# Supplied material:
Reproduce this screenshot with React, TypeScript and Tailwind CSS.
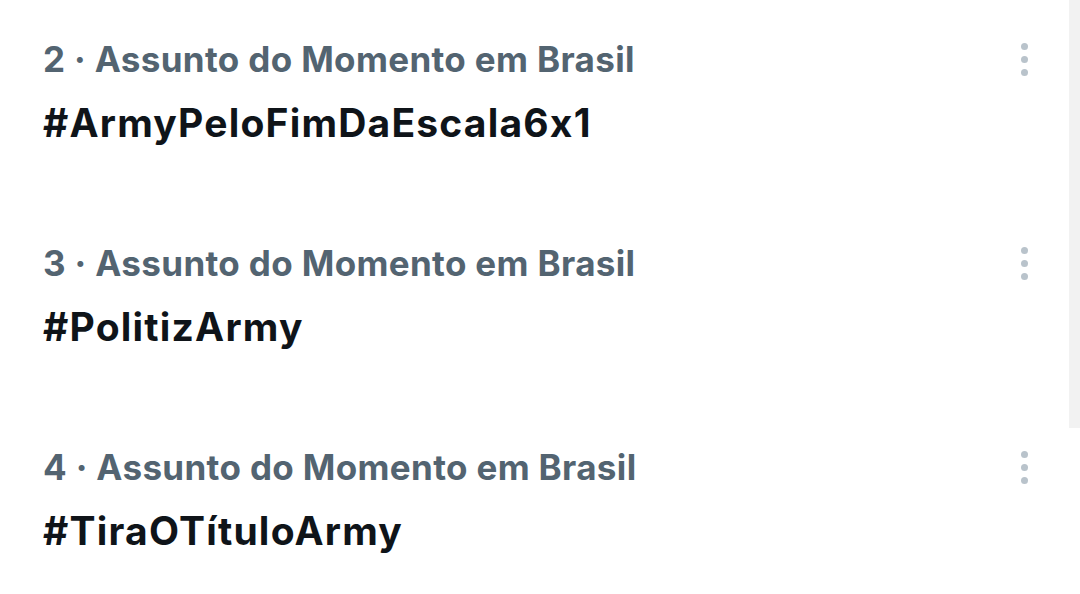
const trends = [
  { rank: 2, tag: "#ArmyPeloFimDaEscala6x1" },
  { rank: 3, tag: "#PolitizArmy" },
  { rank: 4, tag: "#TiraOTítuloArmy" },
];

function MoreDots() {
  return (
    <div className="flex flex-col items-center gap-[6px]">
      <span className="block h-[7px] w-[7px] rounded-full bg-[#b9c3cb]" />
      <span className="block h-[7px] w-[7px] rounded-full bg-[#b9c3cb]" />
      <span className="block h-[7px] w-[7px] rounded-full bg-[#b9c3cb]" />
    </div>
  );
}

export default function App() {
  return (
    <div
      className="relative h-[594px] w-[1080px] overflow-hidden bg-white"
      style={{ fontFamily: "Inter, 'Noto Sans', sans-serif", fontFeatureSettings: "'calt' 0" }}
    >
      <div className="flex flex-col">
        {trends.map((t) => (
          <div key={t.rank} className="flex h-[204px] flex-col pl-[43px] pr-[52px] pt-[39px]">
            <div className="flex h-[40px] items-center justify-between">
              <span className="text-[35px] font-bold leading-[40px] tracking-[0.35px] text-[#536471]">
                {t.rank} · Assunto do Momento em Brasil
              </span>
              <MoreDots />
            </div>
            <div className="mt-[22px] h-[44px] text-[39px] font-bold leading-[44px] tracking-[1.2px] text-[#0f1419]">
              {t.tag}
            </div>
          </div>
        ))}
      </div>
      <div className="absolute right-0 top-0 h-[428px] w-[11px] bg-[#f2f2f2]" />
    </div>
  );
}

# The task:
Leave out the pictures and restate everything else word for word.

# Exercise response:
Reproduce this screenshot with React, TypeScript and Tailwind CSS.
const trends = [
  { rank: 2, tag: "#ArmyPeloFimDaEscala6x1" },
  { rank: 3, tag: "#PolitizArmy" },
  { rank: 4, tag: "#TiraOTítuloArmy" },
];

function MoreDots() {
  return (
    <div className="flex flex-col items-center gap-[6px]">
      <span className="block h-[7px] w-[7px] rounded-full bg-[#b9c3cb]" />
      <span className="block h-[7px] w-[7px] rounded-full bg-[#b9c3cb]" />
      <span className="block h-[7px] w-[7px] rounded-full bg-[#b9c3cb]" />
    </div>
  );
}

export default function App() {
  return (
    <div
      className="relative h-[594px] w-[1080px] overflow-hidden bg-white"
      style={{ fontFamily: "Inter, 'Noto Sans', sans-serif", fontFeatureSettings: "'calt' 0" }}
    >
      <div className="flex flex-col">
        {trends.map((t) => (
          <div key={t.rank} className="flex h-[204px] flex-col pl-[43px] pr-[52px] pt-[39px]">
            <div className="flex h-[40px] items-center justify-between">
              <span className="text-[35px] font-bold leading-[40px] tracking-[0.35px] text-[#536471]">
                {t.rank} · Assunto do Momento em Brasil
              </span>
              <MoreDots />
            </div>
            <div className="mt-[22px] h-[44px] text-[39px] font-bold leading-[44px] tracking-[1.2px] text-[#0f1419]">
              {t.tag}
            </div>
          </div>
        ))}
      </div>
      <div className="absolute right-0 top-0 h-[428px] w-[11px] bg-[#f2f2f2]" />
    </div>
  );
}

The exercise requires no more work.